Розамонда обернулась к Лидгейту.
— Как видите, медведи не всегда поддаются обучению, — заметила она с легкой улыбкой.
— Садись же, Рози! — скомандовал Фред, предвкушая удовольствие. Он вскочил с табурета и выкрутил его, чтобы ей было удобно. — Начни с чего-нибудь забористого.
Розамонда играла превосходно. Ее учитель в пансионе миссис Лемон (находившемся вблизи старинного городка, от прежде славной истории которого сохранились лишь собор и замок) принадлежал к числу тех прекрасных музыкантов, которых порой можно встретить в нашей провинциальной глуши и которые ни в чем не уступят прославленным капельмейстерам другой страны, где гораздо легче стать музыкальной знаменитостью.

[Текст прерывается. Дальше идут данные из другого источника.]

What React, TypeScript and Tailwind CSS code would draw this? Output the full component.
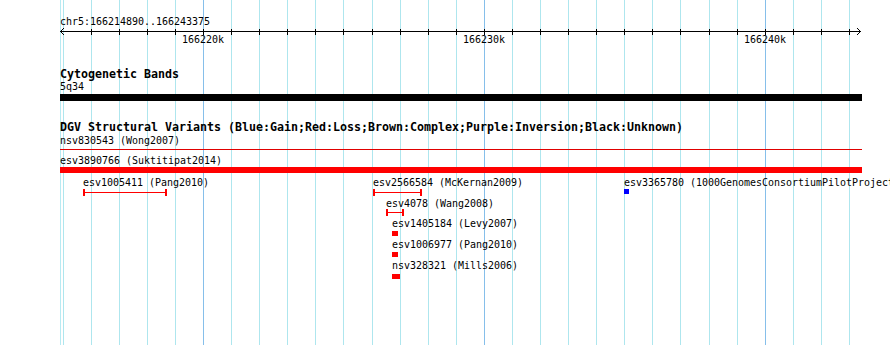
import React from "react";

const START = 166214890;
const END = 166243375;
const LEFT = 60;
const WIDTH = 800;
const px = (pos: number) => LEFT + ((pos - START) / (END - START)) * WIDTH;

const kbs: number[] = [];
for (let k = 166215; k <= 166243; k++) kbs.push(k);

type Feature = {
  label: string;
  x1: number;
  x2: number;
  top: number;
  kind: "interval" | "box";
  color: string;
  glyphTop: number;
  glyphH: number;
};

const TRACK_TOP = 173;

const features: Feature[] = [
  { label: "esv1005411 (Pang2010)", x1: 83, x2: 167, top: 176, kind: "interval", color: "#ff0000", glyphTop: 13, glyphH: 7 },
  { label: "esv2566584 (McKernan2009)", x1: 373, x2: 422, top: 176, kind: "interval", color: "#ff0000", glyphTop: 13, glyphH: 7 },
  { label: "esv3365780 (1000GenomesConsortiumPilotProject)", x1: 624, x2: 629, top: 176, kind: "box", color: "#0000ff", glyphTop: 13, glyphH: 5 },
  { label: "esv4078 (Wang2008)", x1: 386, x2: 404, top: 197, kind: "interval", color: "#ff0000", glyphTop: 12, glyphH: 7 },
  { label: "esv1405184 (Levy2007)", x1: 392, x2: 398, top: 217, kind: "box", color: "#ff0000", glyphTop: 14, glyphH: 5 },
  { label: "esv1006977 (Pang2010)", x1: 392, x2: 398, top: 238, kind: "box", color: "#ff0000", glyphTop: 14, glyphH: 5 },
  { label: "nsv328321 (Mills2006)", x1: 392, x2: 400, top: 259, kind: "box", color: "#ff0000", glyphTop: 15, glyphH: 5 },
];

function Grid() {
  return (
    <svg className="absolute inset-0" width={890} height={345} shapeRendering="crispEdges">
      <line x1={60.5} x2={60.5} y1={0} y2={345} stroke="#b8eaf2" strokeWidth={1} />
      {kbs.map((k) => {
        const x = Math.floor(px(k * 1000)) + 0.5;
        const major = k % 10 === 0;
        return (
          <line
            key={k}
            x1={x}
            x2={x}
            y1={0}
            y2={345}
            stroke={major ? "#86bfea" : "#aee6ee"}
            strokeWidth={1}
          />
        );
      })}
    </svg>
  );
}

function Axis() {
  return (
    <svg className="absolute left-0 top-[24px]" width={890} height={16} shapeRendering="crispEdges">
      <line x1={60} x2={861} y1={7.5} y2={7.5} stroke="#000" strokeWidth={1} />
      <path d="M64 4 L60.5 7.5 L64 11" fill="none" stroke="#000" strokeWidth={1} shapeRendering="auto" />
      <path d="M857 4 L860.5 7.5 L857 11" fill="none" stroke="#000" strokeWidth={1} shapeRendering="auto" />
      {kbs.slice(1).map((k) => {
        const x = Math.floor(px(k * 1000)) + 0.5;
        return <line key={k} x1={x} x2={x} y1={5} y2={11} stroke="#000" strokeWidth={1} />;
      })}
    </svg>
  );
}

function FeatureGlyph({ f }: { f: Feature }) {
  const w = f.x2 - f.x1;
  return (
    <div className="absolute" style={{ left: f.x1, top: f.top - TRACK_TOP }}>
      <div className="h-[13px] leading-[13px] whitespace-nowrap text-black">{f.label}</div>
      {f.kind === "box" ? (
        <div
          className="absolute left-0"
          style={{ top: f.glyphTop, width: w, height: f.glyphH, backgroundColor: f.color }}
        />
      ) : (
        <div className="absolute left-0 flex items-center" style={{ top: f.glyphTop, width: w, height: f.glyphH }}>
          <div className="w-[2px] h-full" style={{ backgroundColor: f.color }} />
          <div className="flex-1 h-[1px]" style={{ backgroundColor: f.color }} />
          <div className="w-[2px] h-full" style={{ backgroundColor: f.color }} />
        </div>
      )}
    </div>
  );
}

export default function App() {
  const majors = [166220, 166230, 166240];
  return (
    <div className="relative w-[890px] h-[345px] overflow-hidden bg-white text-black font-['DejaVu_Sans_Mono',monospace] text-[9.97px]">
      <Grid />
      <div className="relative flex flex-col">
        {/* Ruler */}
        <div className="relative h-[56px]">
          <div className="pl-[60px] pt-[15px] h-[13px] leading-[13px] box-content">chr5:166214890..166243375</div>
          <Axis />
          {majors.map((k) => (
            <div
              key={k}
              className="absolute top-[33px] leading-[13px] w-[60px] text-center"
              style={{ left: Math.floor(px(k * 1000)) - 30 }}
            >
              {k}k
            </div>
          ))}
        </div>

        {/* Cytogenetic Bands */}
        <div className="flex flex-col pt-[12px]">
          <div className="pl-[60px] h-[12px] leading-[13px] font-bold text-[11.63px] whitespace-nowrap">Cytogenetic Bands</div>
          <div className="pl-[60px] h-[13px] leading-[13px]">5q34</div>
          <div className="ml-[60px] mt-[1px] w-[802px] h-[7px] bg-black" />
        </div>

        {/* DGV Structural Variants */}
        <div className="flex flex-col pt-[20px]">
          <div className="pl-[60px] h-[13px] leading-[13px] font-bold text-[11.63px] whitespace-nowrap">
            DGV Structural Variants (Blue:Gain;Red:Loss;Brown:Complex;Purple:Inversion;Black:Unknown)
          </div>
          <div className="pl-[60px] h-[13px] leading-[13px]">nsv830543 (Wong2007)</div>
          <div className="ml-[60px] mt-[2px] w-[802px] h-[1px] bg-[#e00000]" />
          <div className="pl-[60px] mt-[4px] h-[13px] leading-[13px]">esv3890766 (Suktitipat2014)</div>
          <div className="ml-[60px] w-[802px] h-[6px] bg-[#ff0000]" />
          <div className="relative h-[172px]">
            {features.map((f) => (
              <FeatureGlyph key={f.label} f={f} />
            ))}
          </div>
        </div>
      </div>
    </div>
  );
}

Розамонда искусно переняла манеру игры своего учителя и с точностью эха воспроизводила его величавое истолкование благородной музыки. Тот, кто слышал ее в первый раз, всегда бывал невольно поражен. Из-под пальцев Розамонды словно бы лились признания самой ее души. А впрочем, так оно и было — ведь души живут среди нескончаемого эха, и за всяким чудесным отражением где-то кроется то, что его порождает, пусть даже все ограничивается истолкованием. Лидгейт был полностью покорен и уверовал в исключительность Розамонды. В конце концов, думал он, нет смысла удивляться такому редкому сочетанию природных дарований при, казалось бы, столь неблагоприятных обстоятельствах; в любом случае дарования зависят от условий отнюдь не очевидных. Он не спускал с нее глаз, испытывая все более глубокое восхищение, а когда она кончила, не встал, как другие, и не подошел к ней, чтобы сказать какой-нибудь светский комплимент.